Let’s save this scatter-plot for a later use:
> facetPlot <- ggplot(iris, aes(x=Sepal.Length, y=Petal.Length)) +
+ geom_point(aes(color=Species, shape=Species)) +
+ scale_color_brewer(palette="Dark2") +
+ ggtitle("Iris populations", subtitle="Sepal length vs petal length") +
+ xlab("Sepal length") + ylab("Petal length") +
+ facet_wrap(~Species) + #create one plot per species
+ geom_smooth(aes(group=Species), method=lm, formula='y ~ x', color='black') + #adding linear ('lm') smooth line in black
+ theme_bw() +
+ theme(axis.text.y=element_text(angle=90, hjust=0.5),
+ legend.position = "none") # suppress legend
To draw a grouped boxplot for all sepal widths grouped per species we simply use the geom_boxplot
function. We can also add the mean with the stat_summary
:
> ggplot(iris, aes(x=Species, y=Sepal.Width)) +
+ geom_boxplot(aes(fill=Species)) +
+ ggtitle("Sepal width per species") + ylab("Sepal width") +
+ guides(fill="none") + # suppressing legend
+ stat_summary(fun=mean, geom="point", shape=1, size=3)+ #calculate the mean and plot it as a point of size 3
+ theme_bw()+ theme(axis.text.y=element_text(angle=90, hjust=0.5),
+ axis.title.x=element_blank()) #supressing x-axis title
Saving this plot in a variable as well…
> boxPlot <- ggplot(iris, aes(x=Species, y=Sepal.Width)) +
+ geom_boxplot(aes(fill=Species)) +
+ ggtitle("Sepal width per species") + ylab("Sepal width") +
+ guides(fill="none") + # supressing legend
+ stat_summary(fun=mean, geom="point", shape=1, size=3) +
+ theme_bw() +
+ theme(axis.text.y=element_text(angle=90, hjust=0.5),
+ axis.title.x=element_blank()) #supressing x-axis title
With the additional package gridExtra
(if it is not already installed, install with install.packages("gridExtra")
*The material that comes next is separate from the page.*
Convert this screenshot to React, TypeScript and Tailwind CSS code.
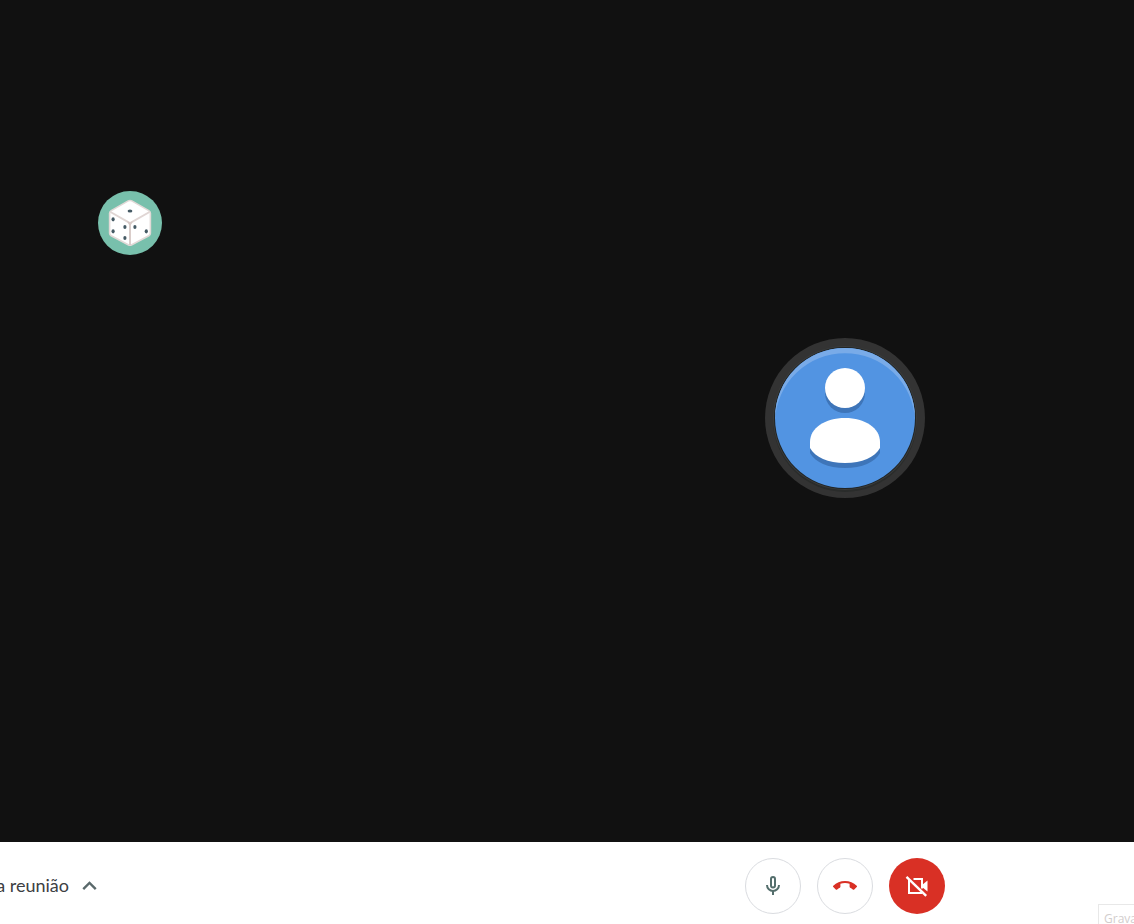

, we can now combine the three plots from above:
> library(gridExtra)
Attaching package: 'gridExtra'
The following object is masked from 'package:dplyr':
combine
> grid.arrange(scatterPlot, boxPlot, facetPlot,nrow = 2, ncol=2,
+ widths = c(2, 1),
+ heights = c(1,1.5),
+ layout_matrix = rbind(c(1, 2),
+ c(3, 3)))
The
nrow
and ncol
stand for the number of rows and columns in this plot.
The heights
and widths
parameters define, how the rows and columns should be distributed. E.g. widths = c(2, 1)
means that the first column should be twice the size of the second.
The layout_matrix
defines how the plots should be arranged, where the numbers represent the plots in the order they have been called.
So in this case, the first row contains the plots number 1 (scatterPlot) and 2 (boxPlot) in a ratio 2:1, and the second row contains the plot 3 (facetPlot) over both columns. The second row is 1.5 times the height of the first row.
17.0.1 Combining ggplot2 with other tidyverse syntax
You can take advantage of the synergy between ggplot2 and tidyverse. You can wrangle your data and then pipe it into ggplot2 all in one step.
> iris %>%
+ mutate() %>%
+ filter(Species != "versicolor") %>%
+ ggplot(aes(x=Species, y=Sepal.Width)) +
+ geom_boxplot(aes(fill=Species)) +
+ ggtitle("Sepal width per species") + ylab("Sepal width") +
+ guides(fill="none") + # supressing legend
+ stat_summary(fun=mean, geom="point", shape=1, size=3) +
+ theme_bw() +
+ theme(axis.text.y=element_text(angle=90, hjust=0.5),
+ axis.title.x=element_blank()) #supressing x-axis title
17.0.2 Exercises: ggplot2
See Section 18.0.41 for solutions.
- Load the dataset “CO2” from the datasets-library. It contains the following columns: Plant: unique identifier for each plant Type: origin of the plant Treatment: a factor with levels “nonchilled” and “chilled” conc: carbon dioxide concentrations (mL/L) uptake: carbon dioxide uptake rates (µmol/m^2 sec)
Plot the CO2-concentration (x) against the CO2-uptake (y) in a scatter-plot. The points should be colored by the origin of the plant. Add a title and axis-labels.
- Use
facet_wrap
to group the plot from exercise 1 by Treatment and add a smoothing line (no model specified) for each treatment.